■ What is asked
Produce an exact copy of all the data below, dropping every image.

##### Provided data

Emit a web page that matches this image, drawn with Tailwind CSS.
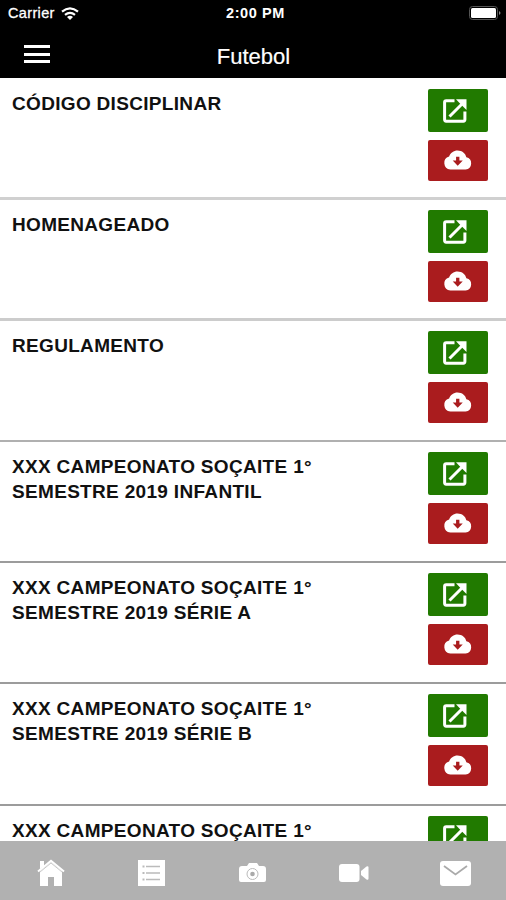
<!DOCTYPE html>
<html lang="pt-BR">
<head>
<meta charset="utf-8">
<title>Futebol</title>
<script src="https://cdn.jsdelivr.net/npm/@tailwindcss/browser@4"></script>
</head>
<body class="w-[506px] h-[900px] overflow-hidden bg-white font-['Liberation_Sans',sans-serif] flex flex-col">
<svg class="hidden">
  <symbol id="open" viewBox="0 0 24 24"><path fill="none" stroke="#fff" stroke-width="3" stroke-linejoin="round" d="M11.500 1.800H3.200Q1.600 1.800 1.600 3.400V20.600Q1.600 22.200 3.200 22.200H20.300Q21.900 22.200 21.900 20.600V12.500M6.500 17.500 20 4"/><path fill="#fff" d="M13 .3H23.500V11L20 7.500 16.500 4Z"/></symbol>
  <symbol id="cloud" viewBox="0 0 30 21"><path fill="#fff" fill-rule="evenodd" d="M7.500 20.500A7 7 0 0 1 6.200 6.800C7.500 3 11 .5 15 .5c4.800 0 8.500 3 9.300 7.200A6.500 6.500 0 0 1 23.500 20.500ZM13.500 7v4H10l5.200 5.500L20.500 11H17V7Z"/></symbol>
</svg>
<header class="h-[78px] shrink-0 bg-black text-white">
  <div class="grid grid-cols-3 items-center h-[27px] px-2">
    <div class="flex items-center gap-[6px]">
      <span class="text-[14.5px] tracking-[0.35px] [-webkit-text-stroke:0.3px_white]">Carrier</span>
      <svg class="w-[18px] h-[13px]" viewBox="0 0 18 13" fill="none" stroke="#fff" stroke-width="2.200"><path d="M1 4.600Q9-2 17 4.600M4 7.900Q9 3.800 14 7.900"/><path fill="#fff" stroke="none" d="M6 10Q9 7.500 12 10L9 13Z"/></svg>
    </div>
    <span class="text-center text-[14.5px] font-bold tracking-[0.6px] pl-[5px] pt-px whitespace-nowrap">2:00 PM</span>
    <svg class="justify-self-end w-[33px] h-[14px] -mr-1 -mt-px" viewBox="0 0 33 14"><rect x=".5" y=".5" width="28" height="13" rx="3" fill="none" stroke="#555"/><rect x="2" y="2" width="25" height="10" rx="1.500" fill="#fff"/><path d="M30 5q3 2 0 4z" fill="#888"/></svg>
  </div>
  <div class="grid grid-cols-3 items-center h-[51px] px-6">
    <div class="flex flex-col gap-[4.5px] w-[26px] mt-[3px]">
      <i class="h-[3px] bg-white"></i><i class="h-[3px] bg-white"></i><i class="h-[3px] bg-white"></i>
    </div>
    <h1 class="text-center text-[22px] leading-[28px] pt-[8px] pl-px [-webkit-text-stroke:0.2px_white]">Futebol</h1>
  </div>
</header>
<main id="list" class="flex-1 min-h-0 overflow-hidden pt-px"></main>
<nav class="h-[59px] shrink-0 bg-[#b1b1b1] grid grid-cols-5 items-center justify-items-center pt-[5px]">
  <svg class="w-[28px] h-[28px]" viewBox="0 0 28 28"><path fill="#fff" d="M3 12 14 3l11 9v15h-8v-9h-6v9H3Z"/><path fill="none" stroke="#fff" stroke-width="2" d="M1 12.500 14 1.800 27 12.500"/><path fill="#fff" d="M3 2h4v5L3 10Z"/><path fill="none" stroke="#bbb" stroke-width=".8" d="M3 13 14 4 25 13"/></svg>
  <svg class="w-[27px] h-[28px]" viewBox="0 0 27 28"><path fill="#fff" d="M0 1h27v26H0Z"/><path stroke="#bbb" stroke-width="1.300" d="M8 7.500h14M8 14h14M8 20.500h14"/><path stroke="#bbb" stroke-width="2" d="M4.500 7.500h2M4.500 14h2M4.500 20.500h2"/></svg>
  <svg class="w-[27px] h-[22px]" viewBox="0 0 27 22"><path fill="#fff" d="M3 4h5l2-3h8l2 3h4q3 0 3 3v11q0 2-2 2H2q-2 0-2-2V7q0-3 3-3Z"/><circle cx="13.500" cy="12" r="5.500" fill="none" stroke="#bbb"/><circle cx="13.500" cy="12" r="2.300" fill="#aaa"/></svg>
  <svg class="w-[30px] h-[20px]" viewBox="0 0 30 20"><rect y="1" width="20.500" height="18" rx="3" fill="#fff"/><path fill="#fff" d="m22 8 5.500-4.500q2-1 2 1v11q0 2-2 1L22 12Z"/></svg>
  <svg class="w-[31px] h-[25px]" viewBox="0 0 31 25"><rect width="31" height="25" rx="3" fill="#fff"/><path fill="none" stroke="#aaa" stroke-width="1.800" d="m4 5 11.500 8.500L27 5"/></svg>
</nav>
<script>
const rows = [
  ['CÓDIGO DISCIPLINAR', 'border-b-3 border-[#d0d0d0]'],
  ['HOMENAGEADO', 'border-b-3 border-[#cccccc]'],
  ['REGULAMENTO', 'border-b-2 border-[#b0b0b0]'],
  ['XXX CAMPEONATO SOÇAITE 1°<br>SEMESTRE 2019 INFANTIL', 'border-b-2 border-[#9c9c9c]'],
  ['XXX CAMPEONATO SOÇAITE 1°<br>SEMESTRE 2019 SÉRIE A', 'border-b-2 border-[#9c9c9c]'],
  ['XXX CAMPEONATO SOÇAITE 1°<br>SEMESTRE 2019 SÉRIE B', 'border-b-2 border-[#9c9c9c]'],
  ['XXX CAMPEONATO SOÇAITE 1°', 'border-b-2 border-[#9c9c9c]']
];
document.getElementById('list').innerHTML = rows.map(([title, line]) => `
  <article class="h-[121.1px] ${line} flex justify-between items-start pl-[12px] pr-[18px] pt-[10px]">
    <h2 class="pt-[3px] text-[19px] leading-[24.5px] tracking-[0.32px] font-bold text-[#111] whitespace-nowrap">${title}</h2>
    <div class="flex flex-col gap-[8px] w-[60px]">
      <button class="h-[43px] rounded-[2px] bg-[#217a00] flex items-center pl-[15px]"><svg class="w-[24px] h-[24px]"><use href="#open"/></svg></button>
      <button class="h-[41px] rounded-[2px] bg-[#aa1c1e] flex items-center pl-[15px] pb-[2px]"><svg class="w-[29px] h-[20px]"><use href="#cloud"/></svg></button>
    </div>
  </article>`).join('');
</script>
</body>
</html>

##########

■ Task response
Emit a web page that matches this image, drawn with Tailwind CSS.
<!DOCTYPE html>
<html lang="pt-BR">
<head>
<meta charset="utf-8">
<title>Futebol</title>
<script src="https://cdn.jsdelivr.net/npm/@tailwindcss/browser@4"></script>
</head>
<body class="w-[506px] h-[900px] overflow-hidden bg-white font-['Liberation_Sans',sans-serif] flex flex-col">
<svg class="hidden">
  <symbol id="open" viewBox="0 0 24 24"><path fill="none" stroke="#fff" stroke-width="3" stroke-linejoin="round" d="M11.500 1.800H3.200Q1.600 1.800 1.600 3.400V20.600Q1.600 22.200 3.200 22.200H20.300Q21.900 22.200 21.900 20.600V12.500M6.500 17.500 20 4"/><path fill="#fff" d="M13 .3H23.500V11L20 7.500 16.500 4Z"/></symbol>
  <symbol id="cloud" viewBox="0 0 30 21"><path fill="#fff" fill-rule="evenodd" d="M7.500 20.500A7 7 0 0 1 6.200 6.800C7.500 3 11 .5 15 .5c4.800 0 8.500 3 9.300 7.200A6.500 6.500 0 0 1 23.500 20.500ZM13.500 7v4H10l5.200 5.500L20.500 11H17V7Z"/></symbol>
</svg>
<header class="h-[78px] shrink-0 bg-black text-white">
  <div class="grid grid-cols-3 items-center h-[27px] px-2">
    <div class="flex items-center gap-[6px]">
      <span class="text-[14.5px] tracking-[0.35px] [-webkit-text-stroke:0.3px_white]">Carrier</span>
      <svg class="w-[18px] h-[13px]" viewBox="0 0 18 13" fill="none" stroke="#fff" stroke-width="2.200"><path d="M1 4.600Q9-2 17 4.600M4 7.900Q9 3.800 14 7.900"/><path fill="#fff" stroke="none" d="M6 10Q9 7.500 12 10L9 13Z"/></svg>
    </div>
    <span class="text-center text-[14.5px] font-bold tracking-[0.6px] pl-[5px] pt-px whitespace-nowrap">2:00 PM</span>
    <svg class="justify-self-end w-[33px] h-[14px] -mr-1 -mt-px" viewBox="0 0 33 14"><rect x=".5" y=".5" width="28" height="13" rx="3" fill="none" stroke="#555"/><rect x="2" y="2" width="25" height="10" rx="1.500" fill="#fff"/><path d="M30 5q3 2 0 4z" fill="#888"/></svg>
  </div>
  <div class="grid grid-cols-3 items-center h-[51px] px-6">
    <div class="flex flex-col gap-[4.5px] w-[26px] mt-[3px]">
      <i class="h-[3px] bg-white"></i><i class="h-[3px] bg-white"></i><i class="h-[3px] bg-white"></i>
    </div>
    <h1 class="text-center text-[22px] leading-[28px] pt-[8px] pl-px [-webkit-text-stroke:0.2px_white]">Futebol</h1>
  </div>
</header>
<main id="list" class="flex-1 min-h-0 overflow-hidden pt-px"></main>
<nav class="h-[59px] shrink-0 bg-[#b1b1b1] grid grid-cols-5 items-center justify-items-center pt-[5px]">
  <svg class="w-[28px] h-[28px]" viewBox="0 0 28 28"><path fill="#fff" d="M3 12 14 3l11 9v15h-8v-9h-6v9H3Z"/><path fill="none" stroke="#fff" stroke-width="2" d="M1 12.500 14 1.800 27 12.500"/><path fill="#fff" d="M3 2h4v5L3 10Z"/><path fill="none" stroke="#bbb" stroke-width=".8" d="M3 13 14 4 25 13"/></svg>
  <svg class="w-[27px] h-[28px]" viewBox="0 0 27 28"><path fill="#fff" d="M0 1h27v26H0Z"/><path stroke="#bbb" stroke-width="1.300" d="M8 7.500h14M8 14h14M8 20.500h14"/><path stroke="#bbb" stroke-width="2" d="M4.500 7.500h2M4.500 14h2M4.500 20.500h2"/></svg>
  <svg class="w-[27px] h-[22px]" viewBox="0 0 27 22"><path fill="#fff" d="M3 4h5l2-3h8l2 3h4q3 0 3 3v11q0 2-2 2H2q-2 0-2-2V7q0-3 3-3Z"/><circle cx="13.500" cy="12" r="5.500" fill="none" stroke="#bbb"/><circle cx="13.500" cy="12" r="2.300" fill="#aaa"/></svg>
  <svg class="w-[30px] h-[20px]" viewBox="0 0 30 20"><rect y="1" width="20.500" height="18" rx="3" fill="#fff"/><path fill="#fff" d="m22 8 5.500-4.500q2-1 2 1v11q0 2-2 1L22 12Z"/></svg>
  <svg class="w-[31px] h-[25px]" viewBox="0 0 31 25"><rect width="31" height="25" rx="3" fill="#fff"/><path fill="none" stroke="#aaa" stroke-width="1.800" d="m4 5 11.500 8.500L27 5"/></svg>
</nav>
<script>
const rows = [
  ['CÓDIGO DISCIPLINAR', 'border-b-3 border-[#d0d0d0]'],
  ['HOMENAGEADO', 'border-b-3 border-[#cccccc]'],
  ['REGULAMENTO', 'border-b-2 border-[#b0b0b0]'],
  ['XXX CAMPEONATO SOÇAITE 1°<br>SEMESTRE 2019 INFANTIL', 'border-b-2 border-[#9c9c9c]'],
  ['XXX CAMPEONATO SOÇAITE 1°<br>SEMESTRE 2019 SÉRIE A', 'border-b-2 border-[#9c9c9c]'],
  ['XXX CAMPEONATO SOÇAITE 1°<br>SEMESTRE 2019 SÉRIE B', 'border-b-2 border-[#9c9c9c]'],
  ['XXX CAMPEONATO SOÇAITE 1°', 'border-b-2 border-[#9c9c9c]']
];
document.getElementById('list').innerHTML = rows.map(([title, line]) => `
  <article class="h-[121.1px] ${line} flex justify-between items-start pl-[12px] pr-[18px] pt-[10px]">
    <h2 class="pt-[3px] text-[19px] leading-[24.5px] tracking-[0.32px] font-bold text-[#111] whitespace-nowrap">${title}</h2>
    <div class="flex flex-col gap-[8px] w-[60px]">
      <button class="h-[43px] rounded-[2px] bg-[#217a00] flex items-center pl-[15px]"><svg class="w-[24px] h-[24px]"><use href="#open"/></svg></button>
      <button class="h-[41px] rounded-[2px] bg-[#aa1c1e] flex items-center pl-[15px] pb-[2px]"><svg class="w-[29px] h-[20px]"><use href="#cloud"/></svg></button>
    </div>
  </article>`).join('');
</script>
</body>
</html>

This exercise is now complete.